C’est pourquoi, la gestion des RH est primordiale. Et les groupes hôteliers sont de plus en plus nombreux à opter pour un management agile, qui s’adapte aux attentes et au mode de vie de leur personnel, ainsi qu’à leur planning personnel et familial.
De plus, nous observons dans les groupes d’envergure, la mise en œuvre d’une meilleure synergie RH en interne, permettant, par exemple à un manager, une mobilité géographique au sein du groupe dans sa région, son pays, voire à l’international, pour se former et bénéficier d’une autre expérience.

5° La Covid-19 a-t-elle résolument transformé le marché de l’emploi dans l’hôtellerie/restauration ?
« Les crises sont l’accélérateur de l’histoire », et dans notre secteur CHR, un « accélérateur de turnover ». La crise « Covid-19 », avec la chute brutale et totale de l’activité, le manque persistant d’activité et de visibilité ayant souvent entrainé la fermeture des établissements « de fait » (non administrativement), les salariés, forts de leurs compétences douces recherchées (serviabilité, empathie, adaptabilité, polyvalence, sachant travailler le soir et le week-end avec le sourire…) sont partis dans d’autres secteurs ou ont déménagé. De nouvelles orientations professionnelles motivées par de profondes réflexions sur eux même, la répartition vie professionnelle/vie personnelle, l’ancrage géographique et les désirs de lieux de vie adaptés.

On peut constater des similitudes « post Covid » dans de nombreux secteurs de services, notamment la santé ou le service à la personne. Dans notre secteur toutefois cela n’a fait qu’aggraver le phénomène récurrent de pénurie de personnel en général, à tous niveaux, sur tout le territoire. C’est un leurre de penser qu’avant, tout allait bien.

Certes, avant, il y avait le flot des étudiants étrangers (environ 350 000) qui pouvait constituer un bataillon d’employés aux postes clés de l’accueil et du service. Nous les retrouvons peu à peu, ce qui pourrait permettre de faire évoluer ceux actuellement à ces postes et retrouver un niveau de pénurie « d’avant crise ».

Restera à (re)mettre en place le chantier, de reconnaissance et d’attractivité des métiers.

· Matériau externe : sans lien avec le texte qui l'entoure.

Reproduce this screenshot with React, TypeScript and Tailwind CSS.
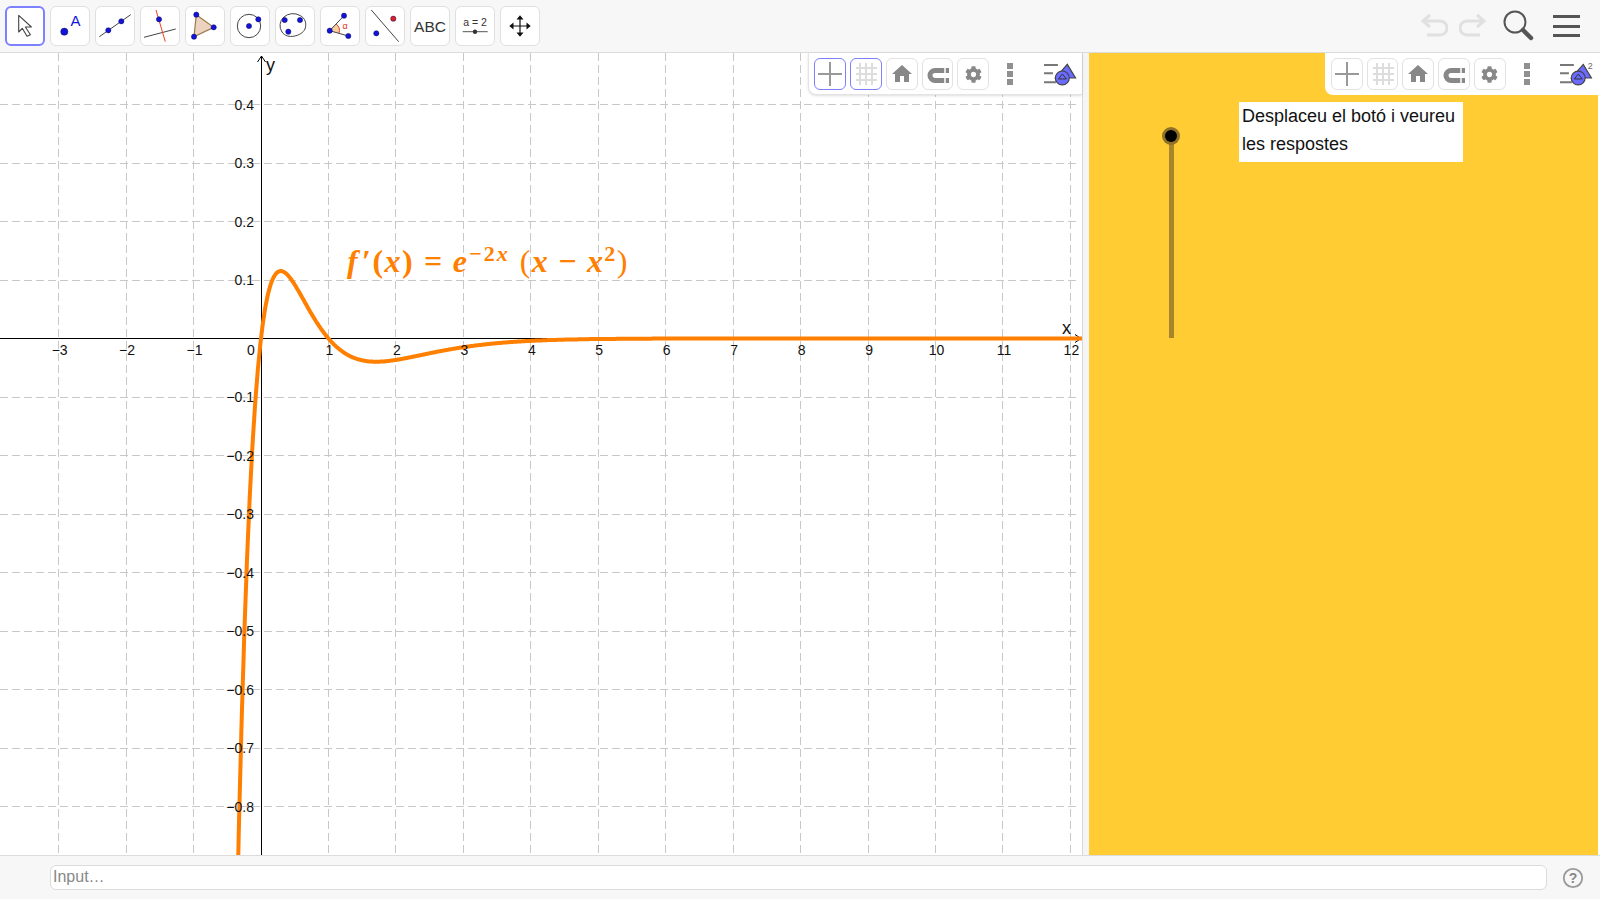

« En cela la formation en alternance, l’apprentissage à tous les postes est une aide considérable, une marche indispensable à l’évolution de la compétence, la connaissance et l’attractivité de nos très beaux métiers, si riches, passionnants et épanouissants »

 

Données AJ Conseil :
Pour 6009 candidats enregistrés dans la base du cabinet de recrutement pour les fonctions de Chef exécutif, Chef de cuisine, Second de cuisine, 3882 sont titulaires d’un CAP soit 64.6 % des postulants.